%%
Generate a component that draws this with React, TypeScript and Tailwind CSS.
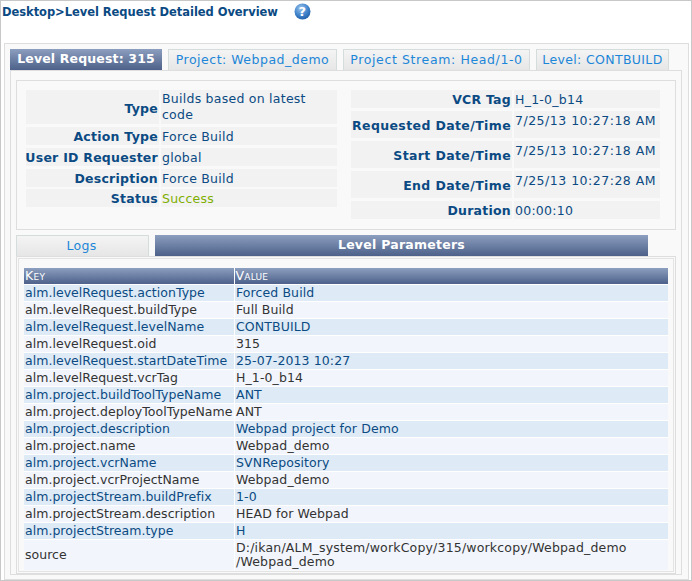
const font = "font-['DejaVu_Sans','Verdana',sans-serif]";

const leftRows = [
  { label: 'Type', value: 'Builds based on latest code', h: 'h-[34px]', tall: true },
  { label: 'Action Type', value: 'Force Build', h: 'h-[18px]' },
  { label: 'User ID Requester', value: 'global', h: 'h-[18px]' },
  { label: 'Description', value: 'Force Build', h: 'h-[18px]' },
  { label: 'Status', value: 'Success', h: 'h-[18px] -mt-[1px]', success: true },
];

const rightRows = [
  { label: 'VCR Tag', value: 'H_1-0_b14', h: 'h-[18px]' },
  { label: 'Requested Date/Time', value: '7/25/13 10:27:18 AM', h: 'h-[27px]', top: true },
  { label: 'Start Date/Time', value: '7/25/13 10:27:18 AM', h: 'h-[27px]', top: true },
  { label: 'End Date/Time', value: '7/25/13 10:27:28 AM', h: 'h-[27px]', top: true },
  { label: 'Duration', value: '00:00:10', h: 'h-[18px]' },
];

const params = [
  ['alm.levelRequest.actionType', 'Forced Build'],
  ['alm.levelRequest.buildType', 'Full Build'],
  ['alm.levelRequest.levelName', 'CONTBUILD'],
  ['alm.levelRequest.oid', '315'],
  ['alm.levelRequest.startDateTime', '25-07-2013 10:27'],
  ['alm.levelRequest.vcrTag', 'H_1-0_b14'],
  ['alm.project.buildToolTypeName', 'ANT'],
  ['alm.project.deployToolTypeName', 'ANT'],
  ['alm.project.description', 'Webpad project for Demo'],
  ['alm.project.name', 'Webpad_demo'],
  ['alm.project.vcrName', 'SVNRepository'],
  ['alm.project.vcrProjectName', 'Webpad_demo'],
  ['alm.projectStream.buildPrefix', '1-0'],
  ['alm.projectStream.description', 'HEAD for Webpad'],
  ['alm.projectStream.type', 'H'],
];

const HelpIcon = () => (
  <svg width="17" height="17" viewBox="0 0 17 17">
    <defs>
      <radialGradient id="help" cx="40%" cy="30%" r="75%">
        <stop offset="0%" stopColor="#9cc4ec" />
        <stop offset="60%" stopColor="#3f83cb" />
        <stop offset="100%" stopColor="#1f5da6" />
      </radialGradient>
    </defs>
    <circle cx="8.5" cy="8.5" r="8" fill="url(#help)" />
    <text x="8.5" y="13" textAnchor="middle" fontSize="13" fontWeight="bold" fill="#fff" fontFamily="DejaVu Sans">?</text>
  </svg>
);

const DetailRow = ({ row, labelW }: { row: any; labelW: string }) => (
  <div className={`flex gap-[2px] ${row.h}`}>
    <div
      className={`${labelW} shrink-0 bg-[#f2f2f2] flex items-center justify-end pr-[1px] font-bold text-[12.5px] text-[#0b4a83] whitespace-nowrap ${
        row.top ? 'pt-[3px] tracking-[0.38px]' : row.tall ? 'pt-[4px]' : 'pt-[2px]'
      }`}
    >
      {row.label}
    </div>
    <div
      className={`flex-1 bg-[#f2f2f2] pl-[1px] text-[12.5px] leading-[16px] flex ${
        row.top ? 'items-start pt-[2px] tracking-[0.5px]' : row.tall ? 'items-center' : 'items-center pt-[1px]'
      } ${row.success ? 'text-[#7fae00]' : 'text-[#0b4a83]'}`}
    >
      {row.value}
    </div>
  </div>
);

const Tab = ({ label, w, track }: { label: string; w: string; track: string }) => (
  <div className={`${w} ${track} h-[21px] border border-b-0 border-[#d4dcdc] bg-gradient-to-b from-[#f4f4f4] to-[#e6e6e6] flex items-center justify-center text-[12.5px] text-[#1c86d8] whitespace-nowrap`}>
    {label}
  </div>
);

export default function App() {
  return (
    <div className={`${font} w-[692px] h-[581px] bg-white border border-[#c8c8c8] overflow-hidden tracking-[0.25px]`}>
      <div className="h-[42px] flex items-start pl-[1px] pt-[2px]">
        <span className="font-bold text-[11.5px] tracking-[-0.05px] leading-[18px] text-[#0b4a83] whitespace-nowrap">Desktop&gt;Level Request Detailed Overview</span>
        <span className="ml-[16px]"><HelpIcon /></span>
      </div>

      <div className="ml-[3px] mr-[2px] h-[537px] border border-[#dedede] bg-[#f9f9f9] pl-[5px] pr-[5px] pt-[5px]">
        <div className="flex gap-[6px] h-[21px]">
          <div className="w-[152px] h-[21px] bg-gradient-to-b from-[#8d9fbf] to-[#4d618a] flex items-center justify-center font-bold text-[12.5px] text-white tracking-[0.15px]">
            Level Request: 315
          </div>
          <Tab label="Project: Webpad_demo" w="w-[169px]" track="tracking-[0.5px]" />
          <Tab label="Project Stream: Head/1-0" w="w-[187px]" track="tracking-[0.62px]" />
          <Tab label="Level: CONTBUILD" w="w-[133px]" track="tracking-[0.35px]" />
        </div>

        <div className="h-[505px] w-[672px] border border-[#dedede] px-[5px] pt-[9px]">
          <div className="w-[660px] h-[150px] border border-[#dedede] flex pl-[9px] pt-[9px]">
            <div className="w-[311px] flex flex-col gap-[3px]">
              {leftRows.map(row => <DetailRow key={row.label} row={row} labelW="w-[133px]" />)}
            </div>
            <div className="w-[309px] ml-[14px] flex flex-col gap-[3px]">
              {rightRows.map(row => <DetailRow key={row.label} row={row} labelW="w-[161px]" />)}
            </div>
          </div>

          <div className="flex mt-[5px] h-[21px]">
            <div className="w-[133px] h-[21px] border border-b-0 border-[#d4dcdc] bg-gradient-to-b from-[#f4f4f4] to-[#e6e6e6] flex items-center justify-center pr-[2px] text-[12.5px] text-[#1c86d8]">
              Logs
            </div>
            <div className="w-[493px] ml-[6px] h-[21px] bg-gradient-to-b from-[#8d9fbf] to-[#4d618a] flex items-center justify-center font-bold text-[12.5px] text-white">
              Level Parameters
            </div>
          </div>

          <div className="w-[660px] h-[318px] border border-[#dedede] p-[1px]">
            <div className="h-full border border-[#e4e4e4] px-[5px] pt-[9px]">
              <table className="w-[644px] table-fixed border-collapse text-[12.5px] text-[#333]">
                <thead>
                  <tr className="h-[16px]">
                    <th className="w-[210px] border-r border-white bg-gradient-to-b from-[#8d9fbf] to-[#4d618a] pl-[1px] text-left font-normal text-[12.5px] leading-[16px] text-white [font-variant:small-caps]">Key</th>
                    <th className="bg-gradient-to-b from-[#8d9fbf] to-[#4d618a] pl-[1px] text-left font-normal text-[12.5px] leading-[16px] text-white [font-variant:small-caps]">Value</th>
                  </tr>
                </thead>
                <tbody>
                  {params.map(([k, v], i) => (
                    <tr key={k} className={`h-[17px] border-t border-white ${i % 2 === 0 ? 'bg-[#deebf6] text-[#0b4a83]' : 'bg-[#f2f6fc]'}`}>
                      <td className="border-r border-white pl-[1px] leading-[16px] tracking-[0.03px] whitespace-nowrap">{k}</td>
                      <td className="pl-[1.5px] leading-[16px] tracking-[0.1px]">{v}</td>
                    </tr>
                  ))}
                  <tr className="h-[30px] border-t border-white bg-[#f2f6fc]">
                    <td className="border-r border-white pl-[1px] leading-[14px] tracking-[0.03px]">source</td>
                    <td className="pl-[1.5px] leading-[14px] tracking-[0.18px]">
                      D:/ikan/ALM_system/workCopy/315/workcopy/Webpad_demo
                      <br />
                      /Webpad_demo
                    </td>
                  </tr>
                </tbody>
              </table>
            </div>
          </div>
        </div>
      </div>
    </div>
  );
}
%%
> **Exercise**: Without the pictures, retype the whole of the material above exactly.

> **Solution**:
Generate a component that draws this with React, TypeScript and Tailwind CSS.
const font = "font-['DejaVu_Sans','Verdana',sans-serif]";

const leftRows = [
  { label: 'Type', value: 'Builds based on latest code', h: 'h-[34px]', tall: true },
  { label: 'Action Type', value: 'Force Build', h: 'h-[18px]' },
  { label: 'User ID Requester', value: 'global', h: 'h-[18px]' },
  { label: 'Description', value: 'Force Build', h: 'h-[18px]' },
  { label: 'Status', value: 'Success', h: 'h-[18px] -mt-[1px]', success: true },
];

const rightRows = [
  { label: 'VCR Tag', value: 'H_1-0_b14', h: 'h-[18px]' },
  { label: 'Requested Date/Time', value: '7/25/13 10:27:18 AM', h: 'h-[27px]', top: true },
  { label: 'Start Date/Time', value: '7/25/13 10:27:18 AM', h: 'h-[27px]', top: true },
  { label: 'End Date/Time', value: '7/25/13 10:27:28 AM', h: 'h-[27px]', top: true },
  { label: 'Duration', value: '00:00:10', h: 'h-[18px]' },
];

const params = [
  ['alm.levelRequest.actionType', 'Forced Build'],
  ['alm.levelRequest.buildType', 'Full Build'],
  ['alm.levelRequest.levelName', 'CONTBUILD'],
  ['alm.levelRequest.oid', '315'],
  ['alm.levelRequest.startDateTime', '25-07-2013 10:27'],
  ['alm.levelRequest.vcrTag', 'H_1-0_b14'],
  ['alm.project.buildToolTypeName', 'ANT'],
  ['alm.project.deployToolTypeName', 'ANT'],
  ['alm.project.description', 'Webpad project for Demo'],
  ['alm.project.name', 'Webpad_demo'],
  ['alm.project.vcrName', 'SVNRepository'],
  ['alm.project.vcrProjectName', 'Webpad_demo'],
  ['alm.projectStream.buildPrefix', '1-0'],
  ['alm.projectStream.description', 'HEAD for Webpad'],
  ['alm.projectStream.type', 'H'],
];

const HelpIcon = () => (
  <svg width="17" height="17" viewBox="0 0 17 17">
    <defs>
      <radialGradient id="help" cx="40%" cy="30%" r="75%">
        <stop offset="0%" stopColor="#9cc4ec" />
        <stop offset="60%" stopColor="#3f83cb" />
        <stop offset="100%" stopColor="#1f5da6" />
      </radialGradient>
    </defs>
    <circle cx="8.5" cy="8.5" r="8" fill="url(#help)" />
    <text x="8.5" y="13" textAnchor="middle" fontSize="13" fontWeight="bold" fill="#fff" fontFamily="DejaVu Sans">?</text>
  </svg>
);

const DetailRow = ({ row, labelW }: { row: any; labelW: string }) => (
  <div className={`flex gap-[2px] ${row.h}`}>
    <div
      className={`${labelW} shrink-0 bg-[#f2f2f2] flex items-center justify-end pr-[1px] font-bold text-[12.5px] text-[#0b4a83] whitespace-nowrap ${
        row.top ? 'pt-[3px] tracking-[0.38px]' : row.tall ? 'pt-[4px]' : 'pt-[2px]'
      }`}
    >
      {row.label}
    </div>
    <div
      className={`flex-1 bg-[#f2f2f2] pl-[1px] text-[12.5px] leading-[16px] flex ${
        row.top ? 'items-start pt-[2px] tracking-[0.5px]' : row.tall ? 'items-center' : 'items-center pt-[1px]'
      } ${row.success ? 'text-[#7fae00]' : 'text-[#0b4a83]'}`}
    >
      {row.value}
    </div>
  </div>
);

const Tab = ({ label, w, track }: { label: string; w: string; track: string }) => (
  <div className={`${w} ${track} h-[21px] border border-b-0 border-[#d4dcdc] bg-gradient-to-b from-[#f4f4f4] to-[#e6e6e6] flex items-center justify-center text-[12.5px] text-[#1c86d8] whitespace-nowrap`}>
    {label}
  </div>
);

export default function App() {
  return (
    <div className={`${font} w-[692px] h-[581px] bg-white border border-[#c8c8c8] overflow-hidden tracking-[0.25px]`}>
      <div className="h-[42px] flex items-start pl-[1px] pt-[2px]">
        <span className="font-bold text-[11.5px] tracking-[-0.05px] leading-[18px] text-[#0b4a83] whitespace-nowrap">Desktop&gt;Level Request Detailed Overview</span>
        <span className="ml-[16px]"><HelpIcon /></span>
      </div>

      <div className="ml-[3px] mr-[2px] h-[537px] border border-[#dedede] bg-[#f9f9f9] pl-[5px] pr-[5px] pt-[5px]">
        <div className="flex gap-[6px] h-[21px]">
          <div className="w-[152px] h-[21px] bg-gradient-to-b from-[#8d9fbf] to-[#4d618a] flex items-center justify-center font-bold text-[12.5px] text-white tracking-[0.15px]">
            Level Request: 315
          </div>
          <Tab label="Project: Webpad_demo" w="w-[169px]" track="tracking-[0.5px]" />
          <Tab label="Project Stream: Head/1-0" w="w-[187px]" track="tracking-[0.62px]" />
          <Tab label="Level: CONTBUILD" w="w-[133px]" track="tracking-[0.35px]" />
        </div>

        <div className="h-[505px] w-[672px] border border-[#dedede] px-[5px] pt-[9px]">
          <div className="w-[660px] h-[150px] border border-[#dedede] flex pl-[9px] pt-[9px]">
            <div className="w-[311px] flex flex-col gap-[3px]">
              {leftRows.map(row => <DetailRow key={row.label} row={row} labelW="w-[133px]" />)}
            </div>
            <div className="w-[309px] ml-[14px] flex flex-col gap-[3px]">
              {rightRows.map(row => <DetailRow key={row.label} row={row} labelW="w-[161px]" />)}
            </div>
          </div>

          <div className="flex mt-[5px] h-[21px]">
            <div className="w-[133px] h-[21px] border border-b-0 border-[#d4dcdc] bg-gradient-to-b from-[#f4f4f4] to-[#e6e6e6] flex items-center justify-center pr-[2px] text-[12.5px] text-[#1c86d8]">
              Logs
            </div>
            <div className="w-[493px] ml-[6px] h-[21px] bg-gradient-to-b from-[#8d9fbf] to-[#4d618a] flex items-center justify-center font-bold text-[12.5px] text-white">
              Level Parameters
            </div>
          </div>

          <div className="w-[660px] h-[318px] border border-[#dedede] p-[1px]">
            <div className="h-full border border-[#e4e4e4] px-[5px] pt-[9px]">
              <table className="w-[644px] table-fixed border-collapse text-[12.5px] text-[#333]">
                <thead>
                  <tr className="h-[16px]">
                    <th className="w-[210px] border-r border-white bg-gradient-to-b from-[#8d9fbf] to-[#4d618a] pl-[1px] text-left font-normal text-[12.5px] leading-[16px] text-white [font-variant:small-caps]">Key</th>
                    <th className="bg-gradient-to-b from-[#8d9fbf] to-[#4d618a] pl-[1px] text-left font-normal text-[12.5px] leading-[16px] text-white [font-variant:small-caps]">Value</th>
                  </tr>
                </thead>
                <tbody>
                  {params.map(([k, v], i) => (
                    <tr key={k} className={`h-[17px] border-t border-white ${i % 2 === 0 ? 'bg-[#deebf6] text-[#0b4a83]' : 'bg-[#f2f6fc]'}`}>
                      <td className="border-r border-white pl-[1px] leading-[16px] tracking-[0.03px] whitespace-nowrap">{k}</td>
                      <td className="pl-[1.5px] leading-[16px] tracking-[0.1px]">{v}</td>
                    </tr>
                  ))}
                  <tr className="h-[30px] border-t border-white bg-[#f2f6fc]">
                    <td className="border-r border-white pl-[1px] leading-[14px] tracking-[0.03px]">source</td>
                    <td className="pl-[1.5px] leading-[14px] tracking-[0.18px]">
                      D:/ikan/ALM_system/workCopy/315/workcopy/Webpad_demo
                      <br />
                      /Webpad_demo
                    </td>
                  </tr>
                </tbody>
              </table>
            </div>
          </div>
        </div>
      </div>
    </div>
  );
}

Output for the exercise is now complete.